▶ _Dataset excerpts_:
START

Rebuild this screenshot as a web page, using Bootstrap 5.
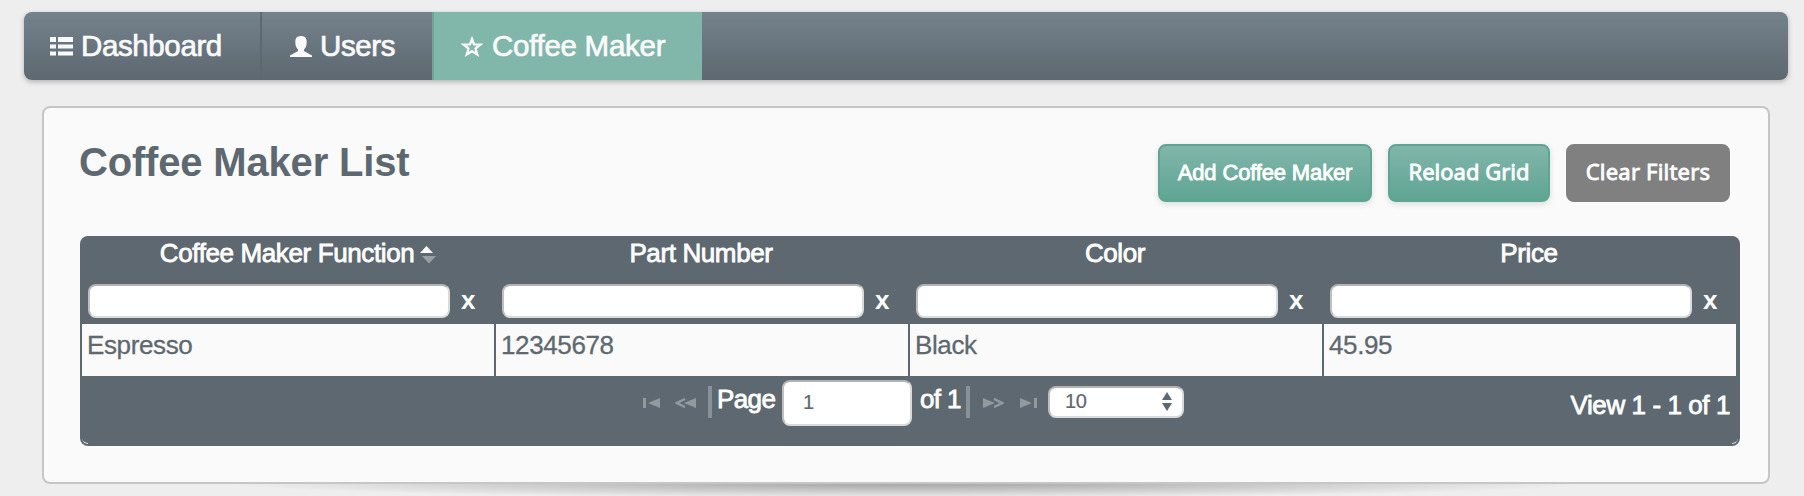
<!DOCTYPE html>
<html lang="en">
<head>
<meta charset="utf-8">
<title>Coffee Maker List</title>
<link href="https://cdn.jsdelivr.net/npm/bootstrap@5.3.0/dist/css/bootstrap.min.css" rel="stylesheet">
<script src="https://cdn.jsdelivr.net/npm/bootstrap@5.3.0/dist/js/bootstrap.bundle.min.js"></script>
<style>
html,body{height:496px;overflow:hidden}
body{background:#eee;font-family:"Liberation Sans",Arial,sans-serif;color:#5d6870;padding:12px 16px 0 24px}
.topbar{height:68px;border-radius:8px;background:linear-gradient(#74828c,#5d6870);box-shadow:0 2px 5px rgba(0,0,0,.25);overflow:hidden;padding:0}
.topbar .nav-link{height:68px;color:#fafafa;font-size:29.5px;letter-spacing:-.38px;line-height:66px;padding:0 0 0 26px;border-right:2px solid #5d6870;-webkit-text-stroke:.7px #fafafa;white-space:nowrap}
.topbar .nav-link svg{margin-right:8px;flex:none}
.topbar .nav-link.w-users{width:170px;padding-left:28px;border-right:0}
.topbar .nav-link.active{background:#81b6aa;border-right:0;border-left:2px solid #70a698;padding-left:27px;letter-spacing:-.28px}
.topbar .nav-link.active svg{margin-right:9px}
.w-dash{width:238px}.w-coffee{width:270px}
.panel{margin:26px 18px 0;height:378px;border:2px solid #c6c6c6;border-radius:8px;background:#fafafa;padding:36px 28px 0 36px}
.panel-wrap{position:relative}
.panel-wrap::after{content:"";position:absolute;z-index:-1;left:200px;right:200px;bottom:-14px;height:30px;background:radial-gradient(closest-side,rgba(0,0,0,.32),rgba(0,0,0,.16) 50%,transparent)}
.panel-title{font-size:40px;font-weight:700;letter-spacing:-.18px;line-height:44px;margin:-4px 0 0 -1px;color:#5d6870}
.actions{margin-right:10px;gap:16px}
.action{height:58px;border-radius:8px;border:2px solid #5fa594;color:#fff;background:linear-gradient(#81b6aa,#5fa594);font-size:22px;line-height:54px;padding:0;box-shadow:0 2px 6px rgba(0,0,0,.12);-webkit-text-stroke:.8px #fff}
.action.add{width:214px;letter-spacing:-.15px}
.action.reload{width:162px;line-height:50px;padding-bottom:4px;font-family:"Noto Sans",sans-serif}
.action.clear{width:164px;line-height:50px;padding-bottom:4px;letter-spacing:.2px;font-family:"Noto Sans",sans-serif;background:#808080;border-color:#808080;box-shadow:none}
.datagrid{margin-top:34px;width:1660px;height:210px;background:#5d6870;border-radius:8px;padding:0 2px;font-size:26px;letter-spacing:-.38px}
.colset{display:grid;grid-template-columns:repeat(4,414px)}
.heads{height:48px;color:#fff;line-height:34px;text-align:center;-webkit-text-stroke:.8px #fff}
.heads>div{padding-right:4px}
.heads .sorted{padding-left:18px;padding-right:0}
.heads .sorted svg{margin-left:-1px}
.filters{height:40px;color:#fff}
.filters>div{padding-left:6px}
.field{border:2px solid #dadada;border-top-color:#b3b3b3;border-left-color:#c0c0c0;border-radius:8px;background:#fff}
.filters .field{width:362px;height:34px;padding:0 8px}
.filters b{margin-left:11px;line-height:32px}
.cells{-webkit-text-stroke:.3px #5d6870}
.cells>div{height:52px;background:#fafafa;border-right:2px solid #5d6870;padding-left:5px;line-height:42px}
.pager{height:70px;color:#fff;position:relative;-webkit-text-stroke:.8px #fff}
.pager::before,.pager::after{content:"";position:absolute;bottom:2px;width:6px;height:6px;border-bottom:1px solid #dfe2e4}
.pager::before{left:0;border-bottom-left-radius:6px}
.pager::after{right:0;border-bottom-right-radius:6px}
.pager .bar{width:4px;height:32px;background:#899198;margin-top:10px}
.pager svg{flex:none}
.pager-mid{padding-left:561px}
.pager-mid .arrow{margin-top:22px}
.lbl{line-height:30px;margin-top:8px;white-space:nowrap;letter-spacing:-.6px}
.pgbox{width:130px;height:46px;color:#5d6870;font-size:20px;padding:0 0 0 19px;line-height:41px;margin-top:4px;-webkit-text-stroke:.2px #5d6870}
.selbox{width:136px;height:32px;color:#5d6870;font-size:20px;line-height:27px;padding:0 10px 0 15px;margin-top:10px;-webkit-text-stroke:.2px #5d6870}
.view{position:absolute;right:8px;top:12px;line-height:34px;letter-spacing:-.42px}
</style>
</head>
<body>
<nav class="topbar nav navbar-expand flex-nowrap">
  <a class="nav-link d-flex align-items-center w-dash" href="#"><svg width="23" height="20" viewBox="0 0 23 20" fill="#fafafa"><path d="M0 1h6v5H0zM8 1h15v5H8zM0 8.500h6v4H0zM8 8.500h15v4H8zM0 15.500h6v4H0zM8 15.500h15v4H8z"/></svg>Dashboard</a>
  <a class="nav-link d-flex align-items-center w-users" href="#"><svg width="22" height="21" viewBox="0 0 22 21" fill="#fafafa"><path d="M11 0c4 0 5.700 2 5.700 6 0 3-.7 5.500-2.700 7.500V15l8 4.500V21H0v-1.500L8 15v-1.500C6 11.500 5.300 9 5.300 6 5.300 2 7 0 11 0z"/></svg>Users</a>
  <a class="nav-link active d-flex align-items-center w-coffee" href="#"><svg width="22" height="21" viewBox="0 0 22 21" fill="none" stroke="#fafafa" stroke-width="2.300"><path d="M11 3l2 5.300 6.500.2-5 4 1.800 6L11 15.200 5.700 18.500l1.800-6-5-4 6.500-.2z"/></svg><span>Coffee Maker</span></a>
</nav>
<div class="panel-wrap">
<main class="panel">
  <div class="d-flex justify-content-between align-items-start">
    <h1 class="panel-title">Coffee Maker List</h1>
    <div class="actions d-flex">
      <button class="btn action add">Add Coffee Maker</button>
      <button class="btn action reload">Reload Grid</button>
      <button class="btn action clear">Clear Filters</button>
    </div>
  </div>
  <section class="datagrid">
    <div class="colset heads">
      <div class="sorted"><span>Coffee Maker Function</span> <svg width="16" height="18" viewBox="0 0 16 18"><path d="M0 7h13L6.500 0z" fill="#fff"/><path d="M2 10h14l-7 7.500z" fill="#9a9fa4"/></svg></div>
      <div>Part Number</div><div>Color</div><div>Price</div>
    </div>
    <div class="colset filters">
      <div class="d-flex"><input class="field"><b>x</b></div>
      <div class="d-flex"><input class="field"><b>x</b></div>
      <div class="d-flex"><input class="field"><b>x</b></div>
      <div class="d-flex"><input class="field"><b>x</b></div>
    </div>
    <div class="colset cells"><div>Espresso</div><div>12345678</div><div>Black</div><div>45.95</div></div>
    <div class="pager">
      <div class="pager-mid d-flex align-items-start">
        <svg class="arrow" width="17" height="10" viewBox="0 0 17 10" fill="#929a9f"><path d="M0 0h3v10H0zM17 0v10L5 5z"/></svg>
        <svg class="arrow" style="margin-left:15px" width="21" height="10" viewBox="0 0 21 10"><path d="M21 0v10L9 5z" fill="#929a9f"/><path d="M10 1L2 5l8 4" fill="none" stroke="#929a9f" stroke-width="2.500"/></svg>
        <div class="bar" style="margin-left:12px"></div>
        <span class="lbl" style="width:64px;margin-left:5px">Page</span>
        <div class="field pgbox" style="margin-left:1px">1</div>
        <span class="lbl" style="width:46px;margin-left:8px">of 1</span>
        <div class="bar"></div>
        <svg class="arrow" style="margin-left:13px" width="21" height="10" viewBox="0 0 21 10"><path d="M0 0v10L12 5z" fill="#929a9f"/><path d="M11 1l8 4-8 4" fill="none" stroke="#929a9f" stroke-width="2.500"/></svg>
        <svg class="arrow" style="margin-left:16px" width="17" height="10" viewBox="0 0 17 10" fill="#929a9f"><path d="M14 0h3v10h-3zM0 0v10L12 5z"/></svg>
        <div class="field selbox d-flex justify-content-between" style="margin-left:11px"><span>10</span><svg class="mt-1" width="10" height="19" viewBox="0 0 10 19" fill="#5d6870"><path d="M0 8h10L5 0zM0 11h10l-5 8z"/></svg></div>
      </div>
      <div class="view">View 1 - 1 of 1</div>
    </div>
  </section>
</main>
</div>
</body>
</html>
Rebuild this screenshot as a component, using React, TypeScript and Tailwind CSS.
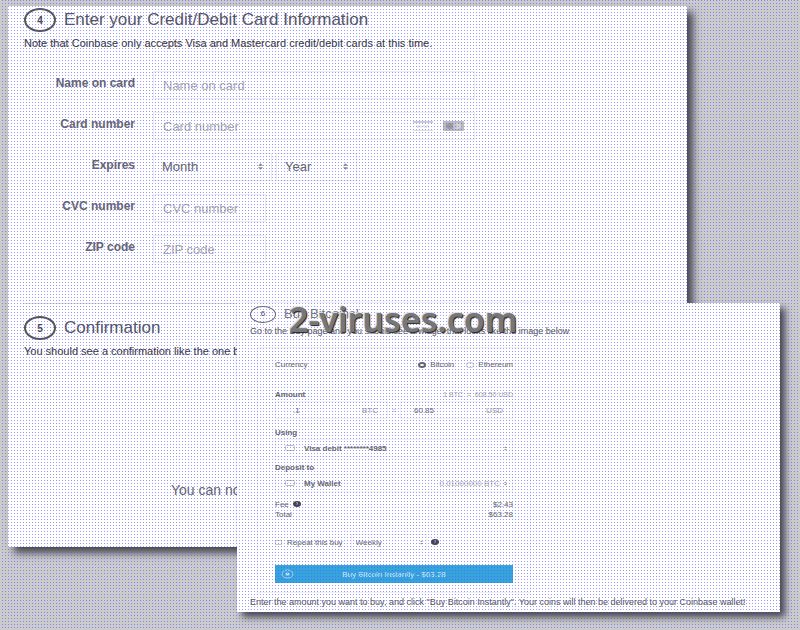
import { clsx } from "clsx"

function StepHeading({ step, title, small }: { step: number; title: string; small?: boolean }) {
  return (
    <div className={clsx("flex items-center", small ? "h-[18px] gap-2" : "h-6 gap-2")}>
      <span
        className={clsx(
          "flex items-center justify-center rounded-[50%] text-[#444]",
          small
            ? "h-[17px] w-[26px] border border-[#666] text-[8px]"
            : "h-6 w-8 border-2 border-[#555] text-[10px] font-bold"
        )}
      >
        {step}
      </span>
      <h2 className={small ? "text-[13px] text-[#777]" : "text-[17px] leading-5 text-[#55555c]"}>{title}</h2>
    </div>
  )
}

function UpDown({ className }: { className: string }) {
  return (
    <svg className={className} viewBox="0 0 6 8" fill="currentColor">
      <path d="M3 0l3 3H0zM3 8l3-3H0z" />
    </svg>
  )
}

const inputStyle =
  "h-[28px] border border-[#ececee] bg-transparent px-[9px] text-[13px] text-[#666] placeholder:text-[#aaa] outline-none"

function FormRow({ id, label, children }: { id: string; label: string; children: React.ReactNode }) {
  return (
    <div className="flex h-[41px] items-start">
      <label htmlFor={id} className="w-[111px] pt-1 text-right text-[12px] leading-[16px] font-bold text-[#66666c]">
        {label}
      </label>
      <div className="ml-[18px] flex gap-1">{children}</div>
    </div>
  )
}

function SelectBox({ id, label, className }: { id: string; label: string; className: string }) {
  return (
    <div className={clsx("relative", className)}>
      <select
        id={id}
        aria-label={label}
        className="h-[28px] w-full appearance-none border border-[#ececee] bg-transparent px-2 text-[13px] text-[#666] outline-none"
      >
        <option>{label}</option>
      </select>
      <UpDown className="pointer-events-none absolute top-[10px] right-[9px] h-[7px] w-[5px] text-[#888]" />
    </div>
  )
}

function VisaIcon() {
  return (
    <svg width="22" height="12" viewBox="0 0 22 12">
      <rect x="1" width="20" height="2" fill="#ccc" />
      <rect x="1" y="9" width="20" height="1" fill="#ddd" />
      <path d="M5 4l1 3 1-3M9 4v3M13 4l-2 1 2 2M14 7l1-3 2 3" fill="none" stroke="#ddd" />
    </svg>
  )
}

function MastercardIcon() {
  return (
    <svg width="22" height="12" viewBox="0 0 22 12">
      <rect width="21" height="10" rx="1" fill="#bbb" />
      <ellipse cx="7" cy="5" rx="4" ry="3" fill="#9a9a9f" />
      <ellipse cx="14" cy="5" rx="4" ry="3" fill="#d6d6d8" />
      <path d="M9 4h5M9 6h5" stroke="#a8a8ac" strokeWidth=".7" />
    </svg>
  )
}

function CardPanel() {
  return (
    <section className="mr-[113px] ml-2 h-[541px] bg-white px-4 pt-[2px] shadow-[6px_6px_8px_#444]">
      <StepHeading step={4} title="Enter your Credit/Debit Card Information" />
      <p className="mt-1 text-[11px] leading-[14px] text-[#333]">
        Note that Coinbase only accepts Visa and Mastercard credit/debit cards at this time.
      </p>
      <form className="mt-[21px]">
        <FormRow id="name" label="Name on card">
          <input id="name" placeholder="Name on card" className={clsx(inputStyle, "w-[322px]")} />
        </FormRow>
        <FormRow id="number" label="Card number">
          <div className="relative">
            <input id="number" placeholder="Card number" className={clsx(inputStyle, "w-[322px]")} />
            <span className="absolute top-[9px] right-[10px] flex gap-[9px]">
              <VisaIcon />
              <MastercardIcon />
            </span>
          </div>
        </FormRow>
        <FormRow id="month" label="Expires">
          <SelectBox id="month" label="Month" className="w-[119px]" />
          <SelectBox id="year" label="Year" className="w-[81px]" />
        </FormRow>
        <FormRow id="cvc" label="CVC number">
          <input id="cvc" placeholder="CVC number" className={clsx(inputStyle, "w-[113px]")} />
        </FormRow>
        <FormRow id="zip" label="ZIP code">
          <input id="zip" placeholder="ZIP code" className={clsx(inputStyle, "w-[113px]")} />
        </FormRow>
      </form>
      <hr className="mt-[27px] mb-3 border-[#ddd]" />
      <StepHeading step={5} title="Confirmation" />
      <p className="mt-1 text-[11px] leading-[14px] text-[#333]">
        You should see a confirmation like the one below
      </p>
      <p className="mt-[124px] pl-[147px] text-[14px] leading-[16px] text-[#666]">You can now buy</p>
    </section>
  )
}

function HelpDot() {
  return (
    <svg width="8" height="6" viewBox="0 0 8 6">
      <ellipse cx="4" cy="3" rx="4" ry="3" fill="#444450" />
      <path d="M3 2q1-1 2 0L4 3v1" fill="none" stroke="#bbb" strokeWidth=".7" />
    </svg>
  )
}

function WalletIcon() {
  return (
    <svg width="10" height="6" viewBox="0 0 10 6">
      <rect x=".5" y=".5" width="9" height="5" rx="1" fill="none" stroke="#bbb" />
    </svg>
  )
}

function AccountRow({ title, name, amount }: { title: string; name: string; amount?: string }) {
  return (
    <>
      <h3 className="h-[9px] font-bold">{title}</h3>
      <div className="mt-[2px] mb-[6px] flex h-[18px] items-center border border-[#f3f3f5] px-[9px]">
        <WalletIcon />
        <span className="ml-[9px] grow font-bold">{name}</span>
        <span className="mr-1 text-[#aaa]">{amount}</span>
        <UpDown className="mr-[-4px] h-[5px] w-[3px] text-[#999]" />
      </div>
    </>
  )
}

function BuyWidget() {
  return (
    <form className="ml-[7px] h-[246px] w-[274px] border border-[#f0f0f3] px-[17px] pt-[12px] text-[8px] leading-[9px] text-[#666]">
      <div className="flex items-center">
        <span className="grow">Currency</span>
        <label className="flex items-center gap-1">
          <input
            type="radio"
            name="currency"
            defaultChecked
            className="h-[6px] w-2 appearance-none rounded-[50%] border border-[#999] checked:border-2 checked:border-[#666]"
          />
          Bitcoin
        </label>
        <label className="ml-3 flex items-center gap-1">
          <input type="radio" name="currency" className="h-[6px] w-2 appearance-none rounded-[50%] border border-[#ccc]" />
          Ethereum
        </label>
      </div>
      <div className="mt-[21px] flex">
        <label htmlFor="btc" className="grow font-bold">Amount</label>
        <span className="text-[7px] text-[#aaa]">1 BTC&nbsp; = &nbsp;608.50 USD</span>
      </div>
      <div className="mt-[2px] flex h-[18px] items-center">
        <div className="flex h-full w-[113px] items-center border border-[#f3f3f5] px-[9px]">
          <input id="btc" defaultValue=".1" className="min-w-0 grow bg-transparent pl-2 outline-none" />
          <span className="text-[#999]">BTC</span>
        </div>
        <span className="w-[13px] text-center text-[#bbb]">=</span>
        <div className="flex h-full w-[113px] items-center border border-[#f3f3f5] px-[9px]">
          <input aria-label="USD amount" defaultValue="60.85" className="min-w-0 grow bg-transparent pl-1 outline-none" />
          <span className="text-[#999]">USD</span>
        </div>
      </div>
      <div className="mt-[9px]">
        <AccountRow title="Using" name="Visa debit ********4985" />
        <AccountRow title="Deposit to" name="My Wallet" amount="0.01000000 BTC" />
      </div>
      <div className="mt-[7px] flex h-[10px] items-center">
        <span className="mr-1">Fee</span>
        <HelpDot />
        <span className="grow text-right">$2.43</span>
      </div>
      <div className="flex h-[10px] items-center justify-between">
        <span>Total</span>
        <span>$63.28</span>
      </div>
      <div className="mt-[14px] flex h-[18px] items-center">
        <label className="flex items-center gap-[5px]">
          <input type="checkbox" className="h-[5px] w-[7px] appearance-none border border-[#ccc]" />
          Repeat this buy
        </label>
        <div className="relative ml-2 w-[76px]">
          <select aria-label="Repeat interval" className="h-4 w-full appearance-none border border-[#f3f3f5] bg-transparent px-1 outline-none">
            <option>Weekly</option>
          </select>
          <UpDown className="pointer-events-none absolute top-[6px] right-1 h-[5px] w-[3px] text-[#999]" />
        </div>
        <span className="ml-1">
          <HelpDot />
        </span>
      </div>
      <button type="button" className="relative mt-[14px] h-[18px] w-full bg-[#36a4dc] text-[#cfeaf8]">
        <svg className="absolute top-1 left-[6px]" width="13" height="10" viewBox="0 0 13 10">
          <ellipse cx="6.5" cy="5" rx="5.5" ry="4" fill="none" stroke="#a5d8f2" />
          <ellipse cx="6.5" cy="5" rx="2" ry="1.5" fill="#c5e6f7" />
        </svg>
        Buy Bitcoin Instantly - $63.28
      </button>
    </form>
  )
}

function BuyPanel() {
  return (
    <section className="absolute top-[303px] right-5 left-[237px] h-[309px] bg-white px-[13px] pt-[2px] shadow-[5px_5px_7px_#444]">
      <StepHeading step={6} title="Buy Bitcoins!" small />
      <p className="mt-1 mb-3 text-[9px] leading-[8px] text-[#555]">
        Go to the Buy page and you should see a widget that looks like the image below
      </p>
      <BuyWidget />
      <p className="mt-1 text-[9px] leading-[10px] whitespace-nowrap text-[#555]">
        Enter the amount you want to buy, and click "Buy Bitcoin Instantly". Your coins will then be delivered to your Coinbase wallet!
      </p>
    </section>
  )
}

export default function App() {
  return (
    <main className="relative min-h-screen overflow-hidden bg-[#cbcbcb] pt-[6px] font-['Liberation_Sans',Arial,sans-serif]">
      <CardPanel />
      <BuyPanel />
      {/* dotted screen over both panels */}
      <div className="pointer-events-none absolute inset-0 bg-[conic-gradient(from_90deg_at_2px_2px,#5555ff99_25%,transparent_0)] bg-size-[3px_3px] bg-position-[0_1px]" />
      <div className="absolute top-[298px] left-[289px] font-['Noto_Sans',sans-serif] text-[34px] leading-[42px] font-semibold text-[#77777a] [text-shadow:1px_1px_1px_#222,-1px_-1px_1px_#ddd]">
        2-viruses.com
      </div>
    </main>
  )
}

END

▶ _Instruction_:
Ascertain the number of lines in the entries that include the word "Rebuild", and report only that number.

▶ _Result_:
2